Print exactly the lines from the first one down to the line containing "const SEL_ROW = 7;", both ends included, with no pictures and nothing else.
Begin
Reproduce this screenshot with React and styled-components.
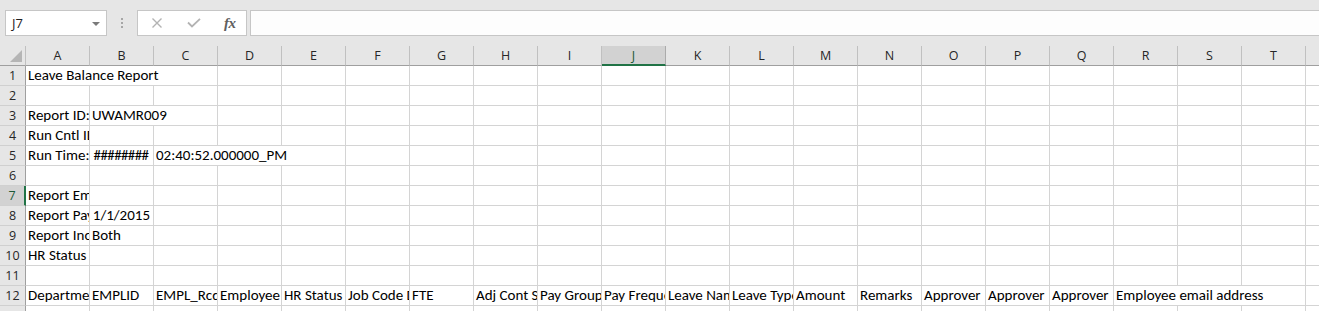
import React from "react";
import styled, { createGlobalStyle } from "styled-components";

const COLS = "ABCDEFGHIJKLMNOPQRSTU".split("");
const ROW_COUNT = 13;
const SEL_COL = 9;
const SEL_ROW = 7;

// cells by row: c = column index, span = columns the text runs over
const DATA = {
  1: [{ c: 0, t: "Leave Balance Report", span: 3 }],
  3: [{ c: 0, t: "Report ID:" }, { c: 1, t: "UWAMR009", span: 2 }],
  4: [{ c: 0, t: "Run Cntl ID:" }, { c: 1, t: " " }],
  5: [
    { c: 0, t: "Run Time:" },
    { c: 1, t: "########", align: "center", tight: true },
    { c: 2, t: "02:40:52.000000_PM", span: 3 },
  ],
  7: [{ c: 0, t: "Report Employee Type:" }, { c: 1, t: " " }],
  8: [{ c: 0, t: "Report Pay Period:" }, { c: 1, t: "1/1/2015", align: "right" }],
  9: [{ c: 0, t: "Report Include:" }, { c: 1, t: "Both" }],
  10: [{ c: 0, t: "HR Status" }],
  12: [
    "Department",
    "EMPLID",
    "EMPL_Rcd",
    "Employee Name",
    "HR Status",
    "Job Code Descr",
    "FTE",
    "Adj Cont Std Hrs",
    "Pay Group",
    "Pay Frequency",
    "Leave Name",
    "Leave Type",
    "Amount",
    "Remarks",
    "Approver",
    "Approver",
    "Approver",
  ]
    .map((t, c) => ({ c, t }))
    .concat([{ c: 17, t: "Employee email address", span: 3 }]),
};

const GlobalStyle = createGlobalStyle`
  body {
    margin: 0;
    background: #ffffff;
    overflow: hidden;
  }
`;

const Window = styled.div`
  width: 1319px;
  height: 311px;
  overflow: hidden;
  background: #e6e6e6;
`;

const FormulaBar = styled.div`
  height: 46px;
  display: flex;
  align-items: flex-start;
  padding-top: 10px;
  box-sizing: border-box;
  background: #e6e6e6;
`;

const NameBox = styled.div`
  margin-left: 5px;
  width: 102px;
  height: 26px;
  box-sizing: border-box;
  border: 1px solid #c6c6c6;
  background: #ffffff;
  display: flex;
  align-items: center;
  justify-content: space-between;
  padding: 0 6px 0 6px;
  font-family: "Open Sans", "Noto Sans", sans-serif;
  font-size: 13px;
  color: #222;
`;

const Caret = styled.span`
  width: 0;
  height: 0;
  border-left: 4px solid transparent;
  border-right: 4px solid transparent;
  border-top: 4px solid #7a7a7a;
  margin-top: 1px;
`;

const Grip = styled.div`
  width: 30px;
  height: 26px;
  display: flex;
  flex-direction: column;
  align-items: center;
  justify-content: center;
  gap: 2px;
  span {
    width: 2px;
    height: 2px;
    background: #a6a6a6;
  }
`;

const FxBox = styled.div`
  width: 110px;
  height: 26px;
  box-sizing: border-box;
  border: 1px solid #c6c6c6;
  background: #ffffff;
  display: flex;
  align-items: center;
  padding-left: 13px;
  gap: 24px;
`;

const Fx = styled.span`
  font-family: "Liberation Serif", serif;
  font-style: italic;
  font-weight: bold;
  font-size: 15px;
  color: #606060;
  margin-left: -1px;
  letter-spacing: -0.5px;
`;

const FormulaInput = styled.div`
  flex: 1;
  margin-left: 3px;
  height: 26px;
  box-sizing: border-box;
  border: 1px solid #c6c6c6;
  border-right: none;
  background: #fdfdfd;
`;

const Sheet = styled.div`
  display: flex;
  flex-direction: column;
`;

const Row = styled.div`
  display: flex;
  height: 20px;
  flex-shrink: 0;
`;

const Corner = styled.div`
  width: 26px;
  height: 20px;
  box-sizing: border-box;
  flex-shrink: 0;
  background: #e6e6e6;
  border-right: 1px solid #c0c0c0;
  border-bottom: 1px solid #9f9f9f;
  position: relative;
  &::after {
    content: "";
    position: absolute;
    right: 3px;
    bottom: 3px;
    width: 0;
    height: 0;
    border-left: 12px solid transparent;
    border-bottom: 12px solid #b5b5b5;
  }
`;

const ColHead = styled.div`
  width: 64px;
  height: 20px;
  box-sizing: border-box;
  flex-shrink: 0;
  background: ${(p) => (p.$sel ? "#d2d2d2" : "#e6e6e6")};
  border-right: 1px solid ${(p) => (p.$sel ? "#ababab" : "#c0c0c0")};
  border-bottom: ${(p) => (p.$sel ? "2px solid #217346" : "1px solid #9f9f9f")};
  display: flex;
  align-items: center;
  justify-content: center;
  padding-top: ${(p) => (p.$sel ? "1px" : "0")};
  font-family: "Open Sans", "Noto Sans", sans-serif;
  font-size: 12.5px;
  color: ${(p) => (p.$sel ? "#1d5a36" : "#262626")};
`;

const RowHead = styled.div`
  width: 26px;
  height: 20px;
  box-sizing: border-box;
  flex-shrink: 0;
  background: ${(p) => (p.$sel ? "#d2d2d2" : "#e6e6e6")};
  border-right: ${(p) => (p.$sel ? "2px solid #217346" : "1px solid #9f9f9f")};
  border-bottom: 1px solid #d0d0d0;
  display: flex;
  align-items: center;
  justify-content: center;
  font-family: "Open Sans", "Noto Sans", sans-serif;
  font-size: 12.5px;
  color: ${(p) => (p.$sel ? "#1d5a36" : "#262626")};
`;

const Cell = styled.div`
  width: ${(p) => p.$span * 64}px;
  height: 20px;
  box-sizing: border-box;
  flex-shrink: 0;
  background: #ffffff;
  border-right: 1px solid #d4d4d4;
  border-bottom: 1px solid #d4d4d4;
  overflow: hidden;
  white-space: nowrap;
  display: flex;
  align-items: flex-end;
  justify-content: ${(p) =>
    p.$align === "right" ? "flex-end" : p.$align === "center" ? "center" : "flex-start"};
  padding: 0 3px 1px 2px;
  font-family: Carlito, Lato, "Liberation Sans", sans-serif;
  font-size: 15px;
  line-height: 17px;
  letter-spacing: ${(p) => (p.$tight ? "-0.6px" : "normal")};
  color: #000000;
`;

function XIcon() {
  return (
    <svg width="12" height="10" viewBox="0 0 12 10">
      <path d="M1.5 0.5 L10.5 9.5 M10.5 0.5 L1.5 9.5" stroke="#b3b3b3" strokeWidth="1.4" fill="none" />
    </svg>
  );
}

function CheckIcon() {
  return (
    <svg width="14" height="10" viewBox="0 0 14 10">
      <path d="M1 4.5 L5 8.5 L13 0.8" stroke="#b3b3b3" strokeWidth="1.8" fill="none" />
    </svg>
  );
}

function SheetRow({ n }) {
  const cells = DATA[n] || [];
  const out = [];
  for (let c = 0; c < COLS.length; ) {
    const cell = cells.find((x) => x.c === c);
    const span = cell && cell.span ? cell.span : 1;
    out.push(
      <Cell key={c} $span={span} $align={cell && cell.align} $tight={cell && cell.tight}>
        {cell ? cell.t : ""}
      </Cell>
    );
    c += span;
  }
  return (
    <Row>
      <RowHead $sel={n === SEL_ROW}>{n}</RowHead>
      {out}
    </Row>
  );
}

export default function App() {
  const rows = Array.from({ length: ROW_COUNT }, (_, i) => i + 1);
  return (
    <Window>
      <GlobalStyle />
      <FormulaBar>
        <NameBox>
          <span>J7</span>
          <Caret />
        </NameBox>
        <Grip>
          <span />
          <span />
          <span />
        </Grip>
        <FxBox>
          <XIcon />
          <CheckIcon />
          <Fx>fx</Fx>
        </FxBox>
        <FormulaInput />
      </FormulaBar>
      <Sheet>
        <Row>
          <Corner />
          {COLS.map((l, i) => (
            <ColHead key={l} $sel={i === SEL_COL}>
              {l}
            </ColHead>
          ))}
        </Row>
        {rows.map((n) => (
          <SheetRow key={n} n={n} />
        ))}
      </Sheet>
    </Window>
  );
}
End
#### Response below
Reproduce this screenshot with React and styled-components.
import React from "react";
import styled, { createGlobalStyle } from "styled-components";

const COLS = "ABCDEFGHIJKLMNOPQRSTU".split("");
const ROW_COUNT = 13;
const SEL_COL = 9;
const SEL_ROW = 7;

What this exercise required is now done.